REQUIREMENTS: Please print all of the material below, word for word.

DATA BLOCK:
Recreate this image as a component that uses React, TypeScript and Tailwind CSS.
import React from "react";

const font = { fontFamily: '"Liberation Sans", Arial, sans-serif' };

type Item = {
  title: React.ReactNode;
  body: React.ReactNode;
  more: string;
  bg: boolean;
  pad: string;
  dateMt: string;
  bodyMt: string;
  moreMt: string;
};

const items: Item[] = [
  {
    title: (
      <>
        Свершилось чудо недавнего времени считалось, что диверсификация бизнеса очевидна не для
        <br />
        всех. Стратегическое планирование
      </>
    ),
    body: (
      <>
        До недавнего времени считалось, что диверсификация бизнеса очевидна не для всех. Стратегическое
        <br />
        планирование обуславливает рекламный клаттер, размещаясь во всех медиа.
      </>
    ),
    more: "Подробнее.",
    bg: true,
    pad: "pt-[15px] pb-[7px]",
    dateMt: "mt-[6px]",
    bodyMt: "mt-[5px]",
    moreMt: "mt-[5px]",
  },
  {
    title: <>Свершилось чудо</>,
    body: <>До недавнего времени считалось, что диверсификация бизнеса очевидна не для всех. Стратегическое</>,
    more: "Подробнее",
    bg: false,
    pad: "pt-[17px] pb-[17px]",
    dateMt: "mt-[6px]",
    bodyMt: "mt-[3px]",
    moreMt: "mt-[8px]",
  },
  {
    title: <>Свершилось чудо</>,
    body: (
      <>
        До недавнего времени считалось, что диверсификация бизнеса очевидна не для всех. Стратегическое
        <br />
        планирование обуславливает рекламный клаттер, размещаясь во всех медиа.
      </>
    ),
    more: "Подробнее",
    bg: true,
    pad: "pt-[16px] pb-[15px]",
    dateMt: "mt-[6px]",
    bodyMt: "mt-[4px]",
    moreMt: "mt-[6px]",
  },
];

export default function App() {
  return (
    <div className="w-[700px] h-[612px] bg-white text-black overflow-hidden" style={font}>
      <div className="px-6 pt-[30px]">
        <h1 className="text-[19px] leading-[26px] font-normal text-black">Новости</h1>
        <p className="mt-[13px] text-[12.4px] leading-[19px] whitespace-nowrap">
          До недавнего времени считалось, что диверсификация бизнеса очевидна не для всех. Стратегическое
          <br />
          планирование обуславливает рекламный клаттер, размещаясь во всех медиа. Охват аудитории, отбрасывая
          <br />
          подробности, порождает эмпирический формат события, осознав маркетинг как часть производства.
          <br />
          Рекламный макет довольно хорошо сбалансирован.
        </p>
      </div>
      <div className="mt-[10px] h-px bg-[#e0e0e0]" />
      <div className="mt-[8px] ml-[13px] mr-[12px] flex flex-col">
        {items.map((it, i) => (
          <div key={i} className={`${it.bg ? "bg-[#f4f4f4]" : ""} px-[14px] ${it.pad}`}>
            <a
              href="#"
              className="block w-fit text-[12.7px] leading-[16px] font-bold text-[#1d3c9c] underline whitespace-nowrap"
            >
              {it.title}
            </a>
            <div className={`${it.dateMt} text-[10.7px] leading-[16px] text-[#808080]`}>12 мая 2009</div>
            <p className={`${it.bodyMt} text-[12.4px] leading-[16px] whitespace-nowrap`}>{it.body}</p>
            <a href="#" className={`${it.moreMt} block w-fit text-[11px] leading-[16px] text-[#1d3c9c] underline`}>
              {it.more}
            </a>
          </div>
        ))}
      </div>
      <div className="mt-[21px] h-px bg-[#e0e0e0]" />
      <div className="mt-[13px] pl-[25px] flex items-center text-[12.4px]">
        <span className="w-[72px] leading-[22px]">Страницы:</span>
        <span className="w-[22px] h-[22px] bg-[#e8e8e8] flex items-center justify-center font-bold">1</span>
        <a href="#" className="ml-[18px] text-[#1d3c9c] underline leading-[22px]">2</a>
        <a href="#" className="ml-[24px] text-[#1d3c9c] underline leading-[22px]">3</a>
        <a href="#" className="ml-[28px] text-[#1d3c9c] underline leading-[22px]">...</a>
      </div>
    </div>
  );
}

OUTPUT FOR THIS TASK:
Recreate this image as a component that uses React, TypeScript and Tailwind CSS.
import React from "react";

const font = { fontFamily: '"Liberation Sans", Arial, sans-serif' };

type Item = {
  title: React.ReactNode;
  body: React.ReactNode;
  more: string;
  bg: boolean;
  pad: string;
  dateMt: string;
  bodyMt: string;
  moreMt: string;
};

const items: Item[] = [
  {
    title: (
      <>
        Свершилось чудо недавнего времени считалось, что диверсификация бизнеса очевидна не для
        <br />
        всех. Стратегическое планирование
      </>
    ),
    body: (
      <>
        До недавнего времени считалось, что диверсификация бизнеса очевидна не для всех. Стратегическое
        <br />
        планирование обуславливает рекламный клаттер, размещаясь во всех медиа.
      </>
    ),
    more: "Подробнее.",
    bg: true,
    pad: "pt-[15px] pb-[7px]",
    dateMt: "mt-[6px]",
    bodyMt: "mt-[5px]",
    moreMt: "mt-[5px]",
  },
  {
    title: <>Свершилось чудо</>,
    body: <>До недавнего времени считалось, что диверсификация бизнеса очевидна не для всех. Стратегическое</>,
    more: "Подробнее",
    bg: false,
    pad: "pt-[17px] pb-[17px]",
    dateMt: "mt-[6px]",
    bodyMt: "mt-[3px]",
    moreMt: "mt-[8px]",
  },
  {
    title: <>Свершилось чудо</>,
    body: (
      <>
        До недавнего времени считалось, что диверсификация бизнеса очевидна не для всех. Стратегическое
        <br />
        планирование обуславливает рекламный клаттер, размещаясь во всех медиа.
      </>
    ),
    more: "Подробнее",
    bg: true,
    pad: "pt-[16px] pb-[15px]",
    dateMt: "mt-[6px]",
    bodyMt: "mt-[4px]",
    moreMt: "mt-[6px]",
  },
];

export default function App() {
  return (
    <div className="w-[700px] h-[612px] bg-white text-black overflow-hidden" style={font}>
      <div className="px-6 pt-[30px]">
        <h1 className="text-[19px] leading-[26px] font-normal text-black">Новости</h1>
        <p className="mt-[13px] text-[12.4px] leading-[19px] whitespace-nowrap">
          До недавнего времени считалось, что диверсификация бизнеса очевидна не для всех. Стратегическое
          <br />
          планирование обуславливает рекламный клаттер, размещаясь во всех медиа. Охват аудитории, отбрасывая
          <br />
          подробности, порождает эмпирический формат события, осознав маркетинг как часть производства.
          <br />
          Рекламный макет довольно хорошо сбалансирован.
        </p>
      </div>
      <div className="mt-[10px] h-px bg-[#e0e0e0]" />
      <div className="mt-[8px] ml-[13px] mr-[12px] flex flex-col">
        {items.map((it, i) => (
          <div key={i} className={`${it.bg ? "bg-[#f4f4f4]" : ""} px-[14px] ${it.pad}`}>
            <a
              href="#"
              className="block w-fit text-[12.7px] leading-[16px] font-bold text-[#1d3c9c] underline whitespace-nowrap"
            >
              {it.title}
            </a>
            <div className={`${it.dateMt} text-[10.7px] leading-[16px] text-[#808080]`}>12 мая 2009</div>
            <p className={`${it.bodyMt} text-[12.4px] leading-[16px] whitespace-nowrap`}>{it.body}</p>
            <a href="#" className={`${it.moreMt} block w-fit text-[11px] leading-[16px] text-[#1d3c9c] underline`}>
              {it.more}
            </a>
          </div>
        ))}
      </div>
      <div className="mt-[21px] h-px bg-[#e0e0e0]" />
      <div className="mt-[13px] pl-[25px] flex items-center text-[12.4px]">
        <span className="w-[72px] leading-[22px]">Страницы:</span>
        <span className="w-[22px] h-[22px] bg-[#e8e8e8] flex items-center justify-center font-bold">1</span>
        <a href="#" className="ml-[18px] text-[#1d3c9c] underline leading-[22px]">2</a>
        <a href="#" className="ml-[24px] text-[#1d3c9c] underline leading-[22px]">3</a>
        <a href="#" className="ml-[28px] text-[#1d3c9c] underline leading-[22px]">...</a>
      </div>
    </div>
  );
}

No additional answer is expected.